Bob: I remember one review that said that we were the thinking man’s heavy metal. I was really proud of that. Whether people knew it or not, I knew that I had written the lyrics.  What I am most proud of is “Crazy Train.” Randy came up with the riff and Ozzy came up with the vocal melody and I wrote the lyrics and the musical section that Randy soloed over in the middle. It has become a Rock N Roll anthem and I am really proud of that. When I was with Rainbow, one of my Rock N Roll ambitions was  to write a hit single or to be involved in writing one with somebody else. In Rainbow, Ritchie and Ronnie wrote everything and they didn’t need anyone else. When Blizzard Of Oz happened it was great because I got to realize one of my ambitions.

Witches' Alphabet on Cover of _Diary of a Madman_

The main text on the poster on the wall in the front and back cover photos

http://images.amazon.com/images/P/B000063DIR.01.LZZZZZZZ.jpg

reads "Ozzy Osbourne" and "the band".  The words above the picture of the band reads "The Ozzy Osbourne band" but the irony is that the musicians shown are not those who played on the album, and the lyricist Bob Daisley is credited for contributing to the songwriting, but isn't shown as a performer in the picture or its caption.  Just who is in the Ozzy Osbourne band?  The Ozzy corporation keeps changing it.

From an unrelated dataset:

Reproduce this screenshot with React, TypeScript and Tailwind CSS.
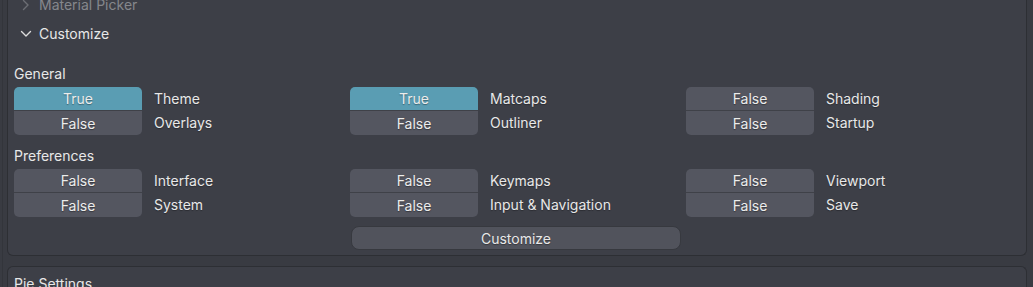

That script is the Witches' Alphabet, aka the alphabet of Honorius of Thebes, aka "Theban script".

http://www.google.com/search?q=%22Theban+Script%22

http://www.geocities.com/Athens/Agora/7850/_apolon.gif

http://www.geocities.com/Athens/Agora/7850/_apolon2.gif

http://www.coven-of-cythrawl.com/Theban_script.htm

http://www.geocities.com/Area51/Lair/8775/theban.html

http://www.geocities.com/trollsfairie/Theban.html

Above the lyrics on the sleeve is the word Sunday and the word dhudsday (?).  I don't know about the large quantity of Arabic text below the lyrics.

Ozzy madman crucified

I am embarrassed for not being able to see this before.  I've been studying the album Diary of a Madman since the late 80s.  Only now (a few minutes ago) do I see the complete meaning of the cover.

The front cover shows a child Ozzy eager to learn Satanism, and a raving madman adult Ozzy.  There is an upside-down cross on the wall.

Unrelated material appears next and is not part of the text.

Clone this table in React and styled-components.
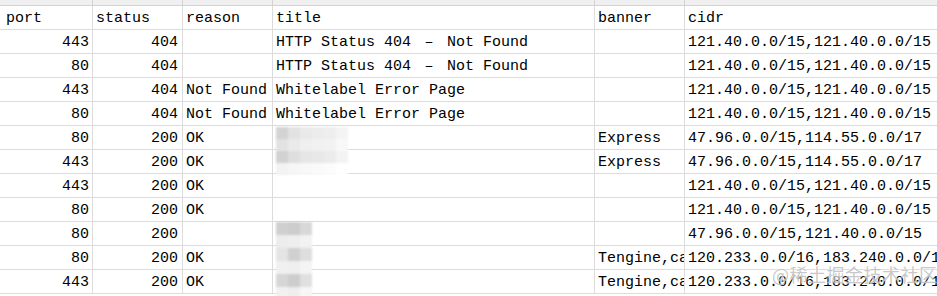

The back cover shows the raving Ozzy dead and covered with cobwebs, and a new reborn Ozzy -- crucified!  I was blind to his being crucified, before; I did notice that the cross was now ambiguous with bottom hidden so you can't tell if it's the top part of an upright cross.  It is hidden by Ozzy with arms outstretched -- crucified on the suggested right-side-up cross.  This is very similar to the Rush 2112 cover showing a single-point-up pentagram.

A single-point-down pentagram represents a goat, which represents self-will, or free will, or ego worshipped as a God outside time, able to create its own stream of mental constructs.  An upside-down cross similarly represents self-will.

A sheep is usually white, and represents non self-willed; no-free-will.  Ozzy's white outfit is sheep-colored -- and is only shown on the crucified Ozzy; the others are wearing mostly black.  On the front cover he has essentially an astrological necklace; on the back, instead, sun rays.

Front cover:

http://www.allmusic.com/cg/amg.dll?p=amg&sql=A692tk6axrkrf

(Per Amazon.com reviews, don't buy this rerecorded 2002 remix -- get the older album.)

http://www.egodeath.com/sablyrics.htm#xtocid229123 -- Allusions to dissociative-state phenomena in the Ozzy Osbourne album Diary of a Madman

A dim memory seems to be returning -- you know, I think I was starting to recognize dissociative allusions in Heavy Rock as early as 1988, with this album -- and before that, in 1987, the album Van Halen.  In fact I now remember hearing the Van Halen song "Hot for Teacher" as a mystic altered state song: much of Classic Rock is charged with altered-state double-entendres.  That's why we need to speak of "High Classic Rock" as an entire genre and even a grand tradition. 

Acid-influenced Rock is the authentic mystery religion of our time.  The uninitiated might assume that such allusions in Greek poetry would only be a special case, or that such allusions in Classic Rock would only be a special case.  But no, it is a grand tradition woven all throughout the genre, from the Beatles' Help! to Slayer's Divine Intervention.

So I am revising what I wrote recently about Caress of Steel or Ride the Lightning in the mid-1990s being a sudden discovery of altered-state allusions.  I had been working on an altered-state reading of Diary of a Madman as long ago as the late 80s -- pretty early in my philosophy research -- as well as other Heavy Classic Rock songs.  I would now say that Diary of a Madman is the first album I analyzed closely and systematically.

What Caress of Steel actually marked was a dawning awareness of the huge extent of such allusions thoughout Classic Rock, not just on a rare song or album here and there.  I do think Caress was the first time I ever considered whether Rush used such double-entendres.  A major attractor that caught my attention for taking a closer look at Caress (12" vinyl album) was the baroque lyric text against a stone-tablet background, that waved and warped tremendously. 

Before the mid-1990s, I had relatively conventional views, thinking that of course Hendrix had allusions, and an Ozzy album or two, but that's all.